Many older Mormons remember all too well embarrassing bits of the Mormon past. Nineteenth century polygamy, twentieth century racism, and the close association some in the church had with Cleon Skousen and the John Birch Society come quickly to mind. They have hoped that these embarrassing segments of their history are a thing of the past, but Beck’s rhetoric has the danger of resurrecting the dark side. About one-tenth of American whites still believe in the doctrine of white supremacy, which most Americans believed fifty or sixty years ago.
Beck constantly condemns socialism and claims that Obama is trying to lead our nation into socialism. You wonder if he realizes that hundreds of thousands of Mormons live in socialist countries, are doing just fine, and are as free as Americans, if not more so.
Beck really lost it the day he told his readers, with swastika in one hand and a hammer and sickle in the other, “I beg you, look for the words ‘social justice,’ or ‘economic justice’ on your church website. If you find it, run as fast as you can.” This offended virtually every Christian denomination in America, and it deeply offended many Mormons. Economic and social justice are at the core of much of the biblical message and certainly the teachings of Jesus.

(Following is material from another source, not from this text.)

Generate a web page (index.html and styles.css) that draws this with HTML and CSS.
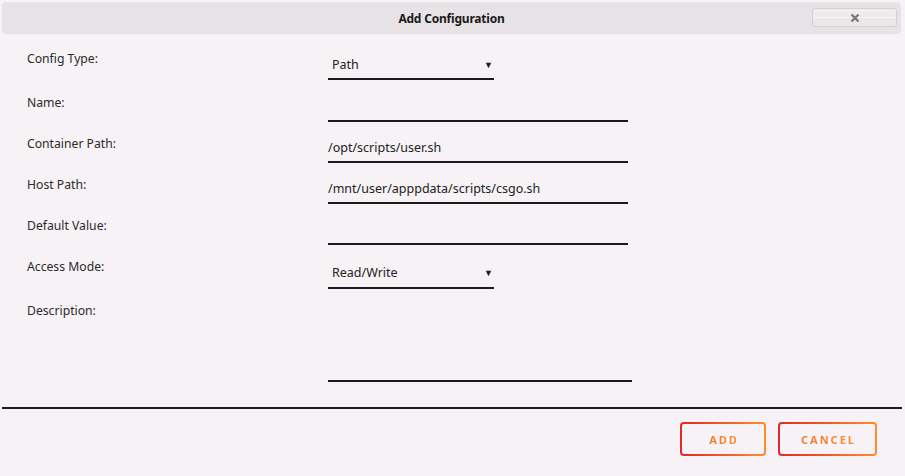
FILE: index.html
```html
<!DOCTYPE html>
<html>
<head>
<meta charset="utf-8">
<link rel="stylesheet" href="styles.css">
</head>
<body>
<div class="dialog">
  <div class="titlebar">
    <span class="title">Add Configuration</span>
    <button class="close" type="button">
      <svg width="10" height="10" viewBox="0 0 10 10"><path d="M1.5 1.5 L8.5 8.5 M8.5 1.5 L1.5 8.5" stroke="#7a7a7a" stroke-width="2.4" stroke-linecap="butt"/></svg>
    </button>
  </div>
  <form class="form">
    <div class="row row-select">
      <label class="label">Config Type:</label>
      <div class="select"><span>Path</span><span class="caret">▼</span></div>
    </div>
    <div class="row">
      <label class="label">Name:</label>
      <div class="input"></div>
    </div>
    <div class="row">
      <label class="label">Container Path:</label>
      <div class="input">/opt/scripts/user.sh</div>
    </div>
    <div class="row">
      <label class="label">Host Path:</label>
      <div class="input">/mnt/user/apppdata/scripts/csgo.sh</div>
    </div>
    <div class="row">
      <label class="label">Default Value:</label>
      <div class="input"></div>
    </div>
    <div class="row row-select row-access">
      <label class="label">Access Mode:</label>
      <div class="select"><span>Read/Write</span><span class="caret">▼</span></div>
    </div>
    <div class="row">
      <label class="label">Description:</label>
      <div class="textarea"></div>
    </div>
  </form>
  <div class="buttonpane">
    <button class="btn" type="button"><span class="btn-text">ADD</span></button>
    <button class="btn btn-cancel" type="button"><span class="btn-text">CANCEL</span></button>
  </div>
</div>
</body>
</html>
```

FILE: styles.css
```css
html, body {
  margin: 0;
  padding: 0;
  background: #f6f2f5;
  font-family: "Noto Sans", "Open Sans", sans-serif;
  color: #1c1b1b;
}
.dialog {
  width: 905px;
  height: 476px;
  display: flex;
  flex-direction: column;
}
.titlebar {
  margin: 2px 4px 0 2px;
  height: 32px;
  background: #e7e2e5;
  border-radius: 4px;
  display: flex;
  align-items: center;
  justify-content: center;
  position: relative;
}
.title {
  font-size: 12px;
  font-weight: 700;
  color: #1c1b1b;
  letter-spacing: -0.2px;
}
.close {
  position: absolute;
  right: 4px;
  top: 6px;
  width: 85px;
  height: 19px;
  border: 1px solid #d3d0d2;
  border-radius: 3px;
  background: linear-gradient(#f0eef0 0%, #ebe9ea 48%, #f7f5f6 50%, #e9e7e8 56%, #eae8e9 100%);
  padding: 0;
  display: flex;
  align-items: center;
  justify-content: center;
}
.form {
  padding: 16px 0 0 27px;
  display: flex;
  flex-direction: column;
}
.row {
  display: grid;
  grid-template-columns: 301px auto;
  align-items: start;
  margin-bottom: 13px;
}
.label {
  font-size: 12.2px;
  line-height: 16px;
  padding-top: 1px;
  color: #2b2b2b;
}
.input {
  width: 300px;
  height: 26px;
  border-bottom: 2px solid #1c1b1b;
  font-size: 12.5px;
  line-height: 26px;
  color: #222;
  box-sizing: content-box;
}
.row-select {
  margin-bottom: 14px;
}
.row-access .select {
  height: 29px;
}
.row-access {
  margin-bottom: 13px;
}
.select {
  width: 161px;
  height: 28px;
  padding: 0 1px 0 4px;
  border-bottom: 2px solid #1c1b1b;
  display: flex;
  justify-content: space-between;
  align-items: center;
  font-size: 12.5px;
  color: #222;
}
.caret {
  font-size: 9px;
  color: #1c1b1b;
}
.textarea {
  width: 304px;
  height: 78px;
  border-bottom: 2px solid #1c1b1b;
}
.buttonpane {
  margin: 12px 3px 0 2px;
  border-top: 2px solid #1c1b1b;
  padding: 13px 25px 0 0;
  display: flex;
  justify-content: flex-end;
  gap: 12px;
}
.btn {
  width: 86px;
  height: 34px;
  border: 2px solid transparent;
  border-radius: 4px;
  background: linear-gradient(#f6f2f5, #f6f2f5) padding-box, linear-gradient(90deg, #e22828, #ff8c2f) border-box;
  padding: 0;
  display: flex;
  align-items: center;
  justify-content: center;
  font-family: "Noto Sans", "Open Sans", sans-serif;
}
.btn-cancel {
  width: 99px;
}
.btn-text {
  font-size: 11px;
  font-weight: 700;
  letter-spacing: 2px;
  padding-left: 2px;
  color: #f28a34;
  background: linear-gradient(90deg, #f0762f, #ff8c2f);
  -webkit-background-clip: text;
  background-clip: text;
  -webkit-text-fill-color: transparent;
}
```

Bob Rees would like to see Glenn Beck conform more to the norms of Christianity, the Mormon Church, and civilized, democratic societies, but he isn’t hopeful. When a person is making more than thirty million a year with his vitriol, if the church leaders told him he needed to be a better Christian, and made Beck chose between his church and his fantastic profits, I don’t think he would chose the church.
Rees believes that “Beck needs to be held accountable for the increasing racist rhetoric expressed by those on the far right. As with McCarthy. . . , Beck’s incendiary campaign against the government will eventually implode, but before it does, a number of good people will be adversely affected, as will the LDS Church itself.”